### Dataset excerpt
◆ ◆ ◆ ◆ ◆

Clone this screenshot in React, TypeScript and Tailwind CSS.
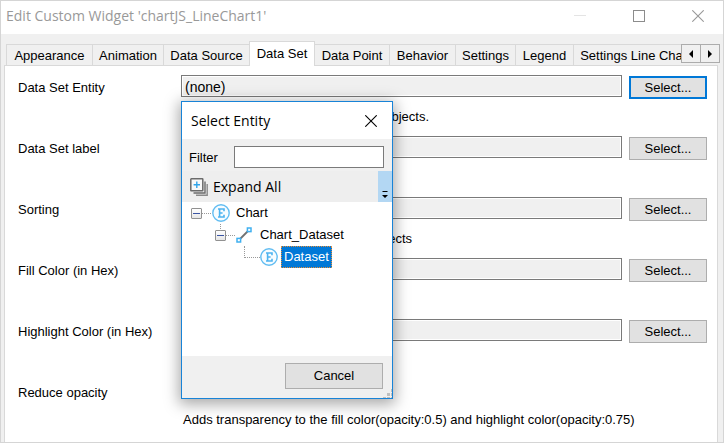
import React from "react";

const tabs = [
  { name: "Appearance", width: "w-[86px]" },
  { name: "Animation", width: "w-[71px]" },
  { name: "Data Source", width: "w-[86px]" },
  { name: "Data Set", width: "w-[66px]" },
  { name: "Data Point", width: "w-[74px]" },
  { name: "Behavior", width: "w-[66px]" },
  { name: "Settings", width: "w-[60px]" },
  { name: "Legend", width: "w-[58px]" },
  { name: "Settings Line Chart", width: "w-[124px]" },
];

type Field = {
  id: string;
  label: string;
  value?: string;
  help?: string;
  helpWidth?: string;
  focused?: boolean;
};

const fields: Field[] = [
  { id: "entity", label: "Data Set Entity", value: "(none)", help: "objects.", helpWidth: "w-[248px]", focused: true },
  { id: "label", label: "Data Set label", value: "" },
  { id: "sorting", label: "Sorting", value: "", help: "objects", helpWidth: "w-[231px]" },
  { id: "fill", label: "Fill Color (in Hex)", value: "" },
  { id: "highlight", label: "Highlight Color (in Hex)", value: "" },
];

function CloseIcon({ className }: { className: string }) {
  return (
    <svg viewBox="0 0 12 12" className={className} aria-hidden="true">
      <path d="M.3.3l11.4 11.4M11.7.3L.3 11.7" stroke="currentColor" strokeWidth="1.1" fill="none" />
    </svg>
  );
}

function TitleBar() {
  return (
    <header className="flex h-[33px] shrink-0 items-center bg-white pr-[19px] pb-1 pl-[5px]">
      <h1 className="min-w-0 flex-1 truncate font-['Open_Sans','Noto_Sans',sans-serif] text-sm leading-5 text-[#999]">
        Edit Custom Widget 'chartJS_LineChart1'
      </h1>
      <div className="flex items-center gap-[47px] text-[#999]">
        <button type="button" aria-label="Minimize" className="flex size-3 items-center justify-center">
          <span className="h-px w-3 bg-[#e4e4e4]" />
        </button>
        <button type="button" aria-label="Maximize" className="size-3 border border-[#8c8c8c]" />
        <button type="button" aria-label="Close" className="size-3">
          <CloseIcon className="size-3" />
        </button>
      </div>
    </header>
  );
}

function TabStrip() {
  return (
    <div className="flex h-[31px] shrink-0 items-end pr-[3px] pl-[5px]">
      <div role="tablist" className="flex h-[31px] min-w-0 flex-1 items-end overflow-x-clip">
        {tabs.map((tab, i) => {
          const selected = tab.name === "Data Set";
          return (
            <button
              key={tab.name}
              type="button"
              role="tab"
              aria-selected={selected}
              className={
                selected
                  ? `${tab.width} relative z-10 -mb-px h-[25px] shrink-0 border border-b-0 border-[#d9d9d9] bg-white pb-px whitespace-nowrap`
                  : `${tab.width} h-[21px] shrink-0 border-t border-[#d9d9d9] pt-px whitespace-nowrap ${
                      i === 4 ? "" : "border-l"
                    }`
              }
            >
              {tab.name}
            </button>
          );
        })}
      </div>
      <div className="mb-[2px] flex h-[19px]">
        <button type="button" aria-label="Scroll tabs left" className="flex w-5 items-center justify-center border border-[#acacac]">
          <svg viewBox="0 0 4 8" className="h-2 w-1" aria-hidden="true">
            <path d="M4 0v8L0 4z" />
          </svg>
        </button>
        <button type="button" aria-label="Scroll tabs right" className="-ml-px flex w-5 items-center justify-center border border-[#acacac]">
          <svg viewBox="0 0 4 8" className="h-2 w-1" aria-hidden="true">
            <path d="M0 0v8l4-4z" />
          </svg>
        </button>
      </div>
    </div>
  );
}

function FieldRow({ field }: { field: Field }) {
  return (
    <div className="grid h-[61px] grid-cols-[163px_1fr_78px]">
      <label htmlFor={field.id} className="h-[26px] leading-[26px]">
        {field.label}
      </label>
      <div className="pr-[7px]">
        <input
          id={field.id}
          readOnly
          defaultValue={field.value}
          className="block h-[22px] w-full border border-[#7a7a7a] bg-[#f0f0f0] px-[3px] pt-px text-sm shadow-[inset_0_0_0_1px_#fff] outline-none"
        />
        {field.help && <p className={`${field.helpWidth} mt-3 text-right leading-4`}>{field.help}</p>}
      </div>
      <button
        type="button"
        className={`mt-px h-[23px] bg-[#e1e1e1] ${
          field.focused ? "border-2 border-[#0078d7]" : "border border-[#adadad]"
        }`}
      >
        Select...
      </button>
    </div>
  );
}

function Expander() {
  return (
    <button type="button" aria-label="Collapse" className="flex size-[11px] items-center justify-center rounded-[1px] border border-[#919191] bg-linear-to-b from-white to-[#e6e6e6]">
      <span className="h-px w-[7px] bg-[#3a55a4]" />
    </button>
  );
}

function EntityIcon() {
  return (
    <svg viewBox="0 0 18 18" className="size-[18px]" aria-hidden="true" fill="none">
      <circle cx="9" cy="9" r="8.2" fill="#f7fcff" stroke="#62bdf2" strokeWidth="1.4" />
      <path d="M6 5h6v2.2M6 13h6v-2.2M7.6 5v8M7.6 9h3" stroke="#4db3f0" strokeWidth="1.6" />
    </svg>
  );
}

function AssociationIcon() {
  return (
    <svg viewBox="0 0 16 16" className="size-4" aria-hidden="true" fill="none">
      <path d="M4 12l8-8" stroke="#707070" strokeWidth="1.8" />
      <rect x="1" y="11.4" width="3.6" height="3.6" fill="#fff" stroke="#3fb0f0" strokeWidth="1.5" />
      <rect x="11.4" y="1" width="3.6" height="3.6" fill="#fff" stroke="#3fb0f0" strokeWidth="1.5" />
    </svg>
  );
}

function ExpandAllIcon() {
  return (
    <svg viewBox="0 0 18 18" className="size-[18px]" aria-hidden="true" fill="none">
      <path d="M6 17.2h11.2V6" stroke="#8a8a8a" strokeWidth="1.4" />
      <path d="M3.5 15h11.5V3.5" stroke="#6b6b6b" strokeWidth="1.4" />
      <rect x=".8" y=".8" width="12" height="12" rx=".5" fill="#f8f8f8" stroke="#6b6b6b" strokeWidth="1.5" />
      <path d="M6.8 3.6v6.4M3.6 6.8h6.4" stroke="#2fa4ea" strokeWidth="1.4" />
    </svg>
  );
}

function EntityTree() {
  return (
    <ul role="tree" className="flex-1 bg-white">
      <li role="treeitem" className="flex h-[22px] items-center pl-[9px]">
        <Expander />
        <span className="mr-px w-[9px] border-t border-dotted border-[#999]" />
        <EntityIcon />
        <span className="pl-[6px]">Chart</span>
      </li>
      <li role="treeitem" className="flex h-[22px] items-center pl-[33px]">
        <span className="mb-[15px] -ml-px h-[7px] w-px translate-x-[6px] border-l border-dotted border-[#999]" />
        <Expander />
        <span className="mr-px w-[9px] border-t border-dotted border-[#999]" />
        <AssociationIcon />
        <span className="pl-2">Chart_Dataset</span>
      </li>
      <li role="treeitem" aria-selected="true" className="flex h-[22px] items-center pl-[62px]">
        <span className="mb-[10px] h-3 w-4 border-b border-l border-dotted border-[#999]" />
        <EntityIcon />
        <span className="ml-[3px] border border-dotted border-[#e58e3a] bg-[#0078d7] px-[2px] leading-5 text-white">Dataset</span>
      </li>
    </ul>
  );
}

function SelectEntityDialog() {
  return (
    <section
      role="dialog"
      aria-label="Select Entity"
      className="absolute top-[100px] left-[180px] z-20 flex h-[298px] w-[212px] flex-col border border-[#1883d7] bg-[#f0f0f0] shadow-[0_3px_14px_2px_rgba(0,0,0,0.35)]"
    >
      <div className="flex h-[37px] items-center justify-between bg-white pr-[15px] pl-[9px]">
        <h2 className="font-['Open_Sans','Noto_Sans',sans-serif] text-sm leading-5">Select Entity</h2>
        <button type="button" aria-label="Close dialog" className="size-3">
          <CloseIcon className="size-3" />
        </button>
      </div>
      <div className="flex h-8 items-center pr-2 pl-[7px]">
        <label htmlFor="filter" className="w-[45px] pt-[5px]">
          Filter
        </label>
        <input id="filter" className="mt-[3px] h-[22px] min-w-0 flex-1 border border-[#7a7a7a] bg-white px-1 outline-none" />
      </div>
      <div className="flex h-[31px] bg-[#eee]">
        <button type="button" className="flex flex-1 items-center gap-[5px] pl-2 font-['Open_Sans','Noto_Sans',sans-serif] text-sm">
          <ExpandAllIcon />
          <span>Expand All</span>
        </button>
        <button type="button" aria-label="Toolbar options" className="flex w-[14px] items-end justify-center bg-[#b3d7f3] pb-1">
          <svg viewBox="0 0 6 7" className="h-[7px] w-[6px]" aria-hidden="true">
            <path d="M.5 0h5v1h-5zM0 4h6L3 7z" />
          </svg>
        </button>
      </div>
      <EntityTree />
      <div className="relative flex h-[42px] items-start justify-end pt-[7px] pr-[9px]">
        <button type="button" className="h-[26px] w-[98px] border border-[#adadad] bg-[#e1e1e1]">
          Cancel
        </button>
        <svg viewBox="0 0 9 9" className="absolute right-0 bottom-0 size-[9px]" fill="#bfbfbf" aria-hidden="true">
          <path d="M8 0h1v3H8zM4 4h3v3H4zM8 4h1v3H8zM0 8h3v1H0zM4 8h3v1H4zM8 8h1v1H8z" />
        </svg>
      </div>
    </section>
  );
}

export default function App() {
  return (
    <main className="relative flex min-h-screen flex-col border border-[#d5d5d5] bg-[#f0f0f0] font-['Liberation_Sans',Arial,sans-serif] text-[13px] text-black">
      <TitleBar />
      <TabStrip />
      <form className="mr-[5px] ml-[3px] flex-1 border border-b-0 border-[#d9d9d9] bg-white pt-[9px] pr-[10px] pl-[13px]">
        {fields.map((field) => (
          <FieldRow key={field.id} field={field} />
        ))}
        <div className="grid grid-cols-[163px_1fr]">
          <p className="h-[26px] leading-[26px]">Reduce opacity</p>
          <p className="mt-8 pl-[2px] leading-4">
            Adds transparency to the fill color(opacity:0.5) and highlight color(opacity:0.75)
          </p>
        </div>
      </form>
      <SelectEntityDialog />
    </main>
  );
}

◆ ◆ ◆ ◆ ◆

Write out each line of the listing above, exactly, from its first line to the line holding "import React from", inclusive. Skip the pictures.

Clone this screenshot in React, TypeScript and Tailwind CSS.
import React from "react";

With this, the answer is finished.